I’m all for the belief that anyone has the right to enjoy anything, and that nobody should be told how or what to think about any film, regardless of its quality; with that being said, I think that Disney’s latest animated venture, Ralph Breaks The Internet – the sequel to the studio’s hit 2012 film Wreck-It Ralph – is going to either confirm those fears about the studio for some people, or they’re just going to forget about all that and have a good enough time with it. For me, I don’t think it’s as strong a movie as the first one, but there are things about it that work well enough for me to put it above some of the other animated sequels out there.

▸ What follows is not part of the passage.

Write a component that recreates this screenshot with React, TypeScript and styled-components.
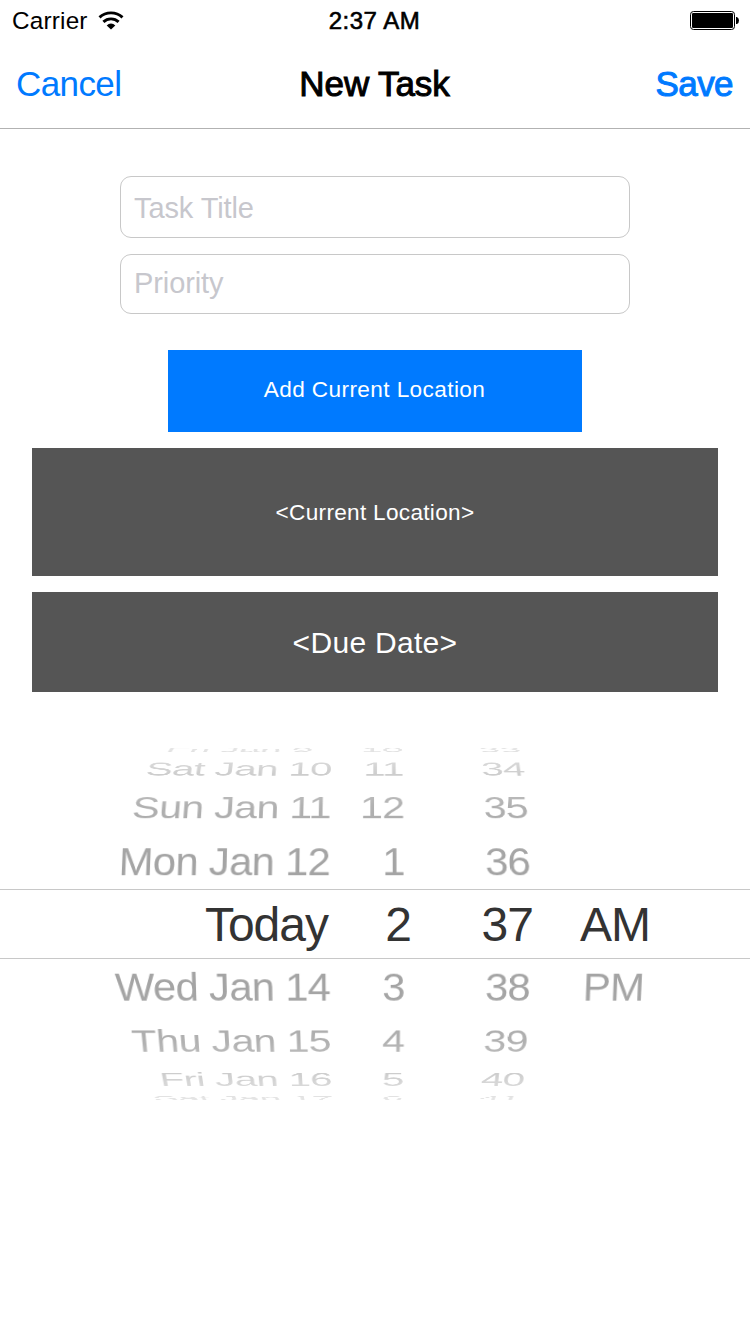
import React from "react";
import styled, { createGlobalStyle, css } from "styled-components";

const GlobalStyle = createGlobalStyle`
  *, *::before, *::after { box-sizing: border-box; }
  body {
    margin: 0;
    background: #fff;
    color: #000;
    font-family: "Liberation Sans", Arial, sans-serif;
  }
  button, input { font: inherit; margin: 0; }
`;

const BLUE = "#007aff";

const Screen = styled.main`
  display: flex;
  flex-direction: column;
  width: 750px;
  height: 1334px;
  overflow: hidden;
  background: #fff;
`;

const StatusBar = styled.div`
  display: grid;
  grid-template-columns: 1fr auto 1fr;
  align-items: center;
  height: 40px;
  padding: 1px 11px 0 12px;
  font-size: 24.3px;
  line-height: 28px;
`;

const Carrier = styled.div`
  display: flex;
  align-items: center;
  gap: 10px;
  letter-spacing: 0.2px;
`;

const Clock = styled.div`
  padding-right: 2px;
  font-size: 24px;
  letter-spacing: 0.5px;
  -webkit-text-stroke: 0.6px #000;
`;

const BatterySlot = styled.div`
  display: flex;
  justify-content: flex-end;
`;

const NavBar = styled.header`
  display: grid;
  grid-template-columns: 1fr auto 1fr;
  align-items: center;
  height: 89px;
  padding: 0 17px 0 16px;
  border-bottom: 1px solid #b2b2b2;
`;

const NavTitle = styled.h1`
  margin: 0;
  font-size: 35px;
  font-weight: 400;
  letter-spacing: -0.1px;
  -webkit-text-stroke: 1px #000;
`;

const NavButton = styled.button<{ $strong?: boolean }>`
  justify-self: ${(p) => (p.$strong ? "end" : "start")};
  padding: 0;
  border: 0;
  background: none;
  color: ${BLUE};
  font-size: 35px;
  letter-spacing: -0.6px;
  ${(p) =>
    p.$strong &&
    css`
      -webkit-text-stroke: 1px ${BLUE};
    `}
`;

const Form = styled.section`
  display: flex;
  flex-direction: column;
  align-items: center;
  padding-top: 47px;
`;

const Field = styled.input<{ $height: number; $drop: number }>`
  width: 510px;
  height: ${(p) => p.$height}px;
  margin-bottom: 16px;
  padding: ${(p) => `${p.$drop}px 13px ${2 - p.$drop}px`};
  border: 1px solid #c8c8c8;
  border-radius: 11px;
  background: #fff;
  font-size: 29px;
  letter-spacing: -0.1px;
  outline: none;
  &::placeholder {
    color: #c7c7cd;
    opacity: 1;
  }
`;

const AddButton = styled.button`
  width: 414px;
  height: 82px;
  margin: 20px 0 16px;
  padding: 0 1px 2px 0;
  border: 0;
  background: ${BLUE};
  color: #fff;
  font-size: 22.6px;
  letter-spacing: 0.4px;
`;

const Panel = styled.div<{ $height: number; $size: number }>`
  display: flex;
  align-items: center;
  justify-content: center;
  width: 686px;
  height: ${(p) => p.$height}px;
  margin-bottom: 16px;
  padding-top: 2px;
  background: #555;
  color: #fff;
  font-size: ${(p) => p.$size}px;
  letter-spacing: 0.3px;
`;

const STEP = 19.2;
const RADIUS = 191.8;

const Picker = styled.section`
  display: grid;
  width: 750px;
  height: 352px;
  margin-top: 40px;
`;

const Wheel = styled.div`
  grid-area: 1 / 1;
  display: grid;
  align-items: center;
  height: 352px;
  overflow: hidden;
  perspective: 2050px;
  perspective-origin: 50% 50%;
  -webkit-mask-image: linear-gradient(
    rgba(0, 0, 0, 0.28) 0,
    rgba(0, 0, 0, 0.5) 22px,
    rgba(0, 0, 0, 0.86) 58px,
    #000 110px,
    #000 242px,
    rgba(0, 0, 0, 0.86) 294px,
    rgba(0, 0, 0, 0.5) 330px,
    rgba(0, 0, 0, 0.28) 352px
  );
`;

const WheelRow = styled.div<{ $step: number }>`
  grid-area: 1 / 1;
  display: grid;
  grid-template-columns: 330px 75px 126px 1fr;
  height: 64px;
  line-height: 65px;
  color: #a4a4a4;
  font-size: 42px;
  letter-spacing: -0.7px;
  white-space: pre;
  transform: translateZ(${-RADIUS}px) rotateX(${(p) => -p.$step * STEP}deg) translateZ(${RADIUS}px);
`;

const SelectedRow = styled.div`
  grid-area: 1 / 1;
  align-self: center;
  display: grid;
  grid-template-columns: 328px 83px 122px 1fr;
  height: 70px;
  line-height: 70px;
  border-top: 1px solid #c8c8c8;
  border-bottom: 1px solid #c8c8c8;
  color: #333;
  font-size: 48px;
  letter-spacing: -1px;
`;

const Cell = styled.span`
  text-align: right;
`;

const Meridiem = styled.span<{ $indent: number }>`
  padding-left: ${(p) => p.$indent}px;
`;

const rows = [
  { step: -4, day: "Fri Jan 9\u00a0\u00a0", hour: "10", minute: "33" },
  { step: -3, day: "Sat Jan 10", hour: "11", minute: "34" },
  { step: -2, day: "Sun Jan 11", hour: "12", minute: "35" },
  { step: -1, day: "Mon Jan 12", hour: "1", minute: "36" },
  { step: 1, day: "Wed Jan 14", hour: "3", minute: "38", meridiem: "PM" },
  { step: 2, day: "Thu Jan 15", hour: "4", minute: "39" },
  { step: 3, day: "Fri Jan 16", hour: "5", minute: "40" },
  { step: 4, day: "Sat Jan 17", hour: "6", minute: "41" },
];

const WifiIcon = () => (
  <svg width="26" height="20" viewBox="0 0 26 20" aria-hidden="true">
    <g fill="none" stroke="#000" strokeWidth="2.9">
      <path d="M1.5 6.4A16.8 16.8 0 0 1 24.5 6.4" />
      <path d="M5.4 10.9A11 11 0 0 1 20.6 10.9" />
    </g>
    <path d="M13 18.6 8.7 14.4A6 6 0 0 1 17.3 14.4Z" fill="#000" />
  </svg>
);

const BatteryIcon = () => (
  <svg width="49" height="19" viewBox="0 0 49 19" aria-hidden="true">
    <rect x="0.5" y="0.5" width="44" height="18" rx="3" fill="none" stroke="#000" />
    <rect x="2" y="2" width="41" height="15" rx="1.2" fill="#000" />
    <path d="M46 6h1q2 1 2 3.5T47 13h-1Z" fill="#000" />
  </svg>
);

export default function App() {
  return (
    <Screen>
      <GlobalStyle />
      <StatusBar>
        <Carrier>
          <span>Carrier</span>
          <WifiIcon />
        </Carrier>
        <Clock>2:37 AM</Clock>
        <BatterySlot>
          <BatteryIcon />
        </BatterySlot>
      </StatusBar>
      <NavBar>
        <NavButton>Cancel</NavButton>
        <NavTitle>New Task</NavTitle>
        <NavButton $strong>Save</NavButton>
      </NavBar>
      <Form>
        <Field $height={62} $drop={2} placeholder="Task Title" />
        <Field $height={60} $drop={0} placeholder="Priority" />
        <AddButton>Add Current Location</AddButton>
        <Panel $height={128} $size={22.6}>{"<Current Location>"}</Panel>
        <Panel $height={100} $size={30}>{"<Due Date>"}</Panel>
      </Form>
      <Picker>
        <Wheel>
          {rows.map((row) => (
            <WheelRow key={row.step} $step={row.step}>
              <Cell>{row.day}</Cell>
              <Cell>{row.hour}</Cell>
              <Cell>{row.minute}</Cell>
              {row.meridiem && <Meridiem $indent={53}>{row.meridiem}</Meridiem>}
            </WheelRow>
          ))}
        </Wheel>
        <SelectedRow>
          <Cell>Today</Cell>
          <Cell>2</Cell>
          <Cell>37</Cell>
          <Meridiem $indent={47}>AM</Meridiem>
        </SelectedRow>
      </Picker>
    </Screen>
  );
}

It’s been six years since the events of the last film, and video game characters Wreck-It Ralph (John C. Reilly) and Vanellope (Sarah Silverman) have maintained their strong friendship whilst living in a local arcade. However, when the steering wheel for Vanellope’s game is broken, her game is unplugged, leaving her and the game’s inhabitants homeless. Desperate to help his friend get her home back, Ralph comes up with a plan to sneak into the recently-plugged Wi-Fi router and enter the World Wide Web in search of a replacement wheel. Soon, they are both whisked away to the wonders of the Internet, characterised as a mega-city where brands like Instagram, Twitter and eBay are giant buildings filled with billions of human avatars doing their everyday browsing, where they both discover how to become trending topics, a Disney fan-site that is filled with cameos from all sorts of Disney alumni – including the much-publicised appearance of every Disney princess in one scene – and a grittier, much more violent racing game that seriously attracts Vanellope’s attention, a fact that Ralph doesn’t take too kindly to.

The way this movie plays out is like a way, WAY better version of The Emoji Movie (but then again, that was always a guarantee), as it does a lot of similar things that were also done in that movie, but here it’s done with way more ambition and passion than anyone who ever worked on that film ever had, even though there are still hints of corporate mandating in this one (but again, handled a hell of a lot better). However, because it is a movie about the Internet in this day and age, with all of the apps and trending topics it throws at you at nearly every turn, I anticipate that this movie is not going to age as well as, say Frozen or Tangled will; it’s like watching a movie now that was made ten or fifteen years ago and has references to Pimp My Ride or (more appropriately) High School Musical, and cringing at how dated some of these pop culture references have become as opposed to back then. Who knows what the next ten or fifteen years are going to bring us, but unless apps like Snapchat and Pinterest or popular videos like the screaming goat and Chewbacca Mom somehow find a way to remain relevant in the future, then I am inclined to assume that people looking back on this film won’t have even heard of those things.

Even though this film won’t age quite as well as some of Disney’s more recent animated classics, the film is not a total failure. It has a strong message at its core about the nature of friendship and not letting your insecurities control how you treat other people, and the central relationship between Ralph and Vanellope is certainly very sweet and heart-warming (though you do wonder why everyone is simply okay with this adult male always hanging out with a very young girl). The film disappointingly doesn’t have as many laughs as the first film does, but the jokes that do land are often worth the wait; the funniest stuff is with the Disney princesses and the tropes that come with all of them, including the notion that you can spontaneously burst into song by just staring into water (it kind of makes you want to see an Avengers-style team-up movie with all of them, which is something that I’m genuinely surprised Disney hasn’t put into development yet). It is also, of course, exceptionally animated with a climax that features one of the most fascinatingly realised visual ideas for a final villain that the studio has put out in many years, which is both technically impressive and a rather creepy idea all at the same time.

While there is no denying that Disney seems to be taking over the world right now, Ralph Breaks The Internet is a slight but mostly satisfying reminder that they still have the power to make decent movies as they continue to dominate.


Ralph Breaks The Internet is a decent though not as strong follow-up to Disney’s Wreck-It Ralph that likely won’t age well, but has enough heart and humour to carry itself through a flawed but reasonably fun animated adventure.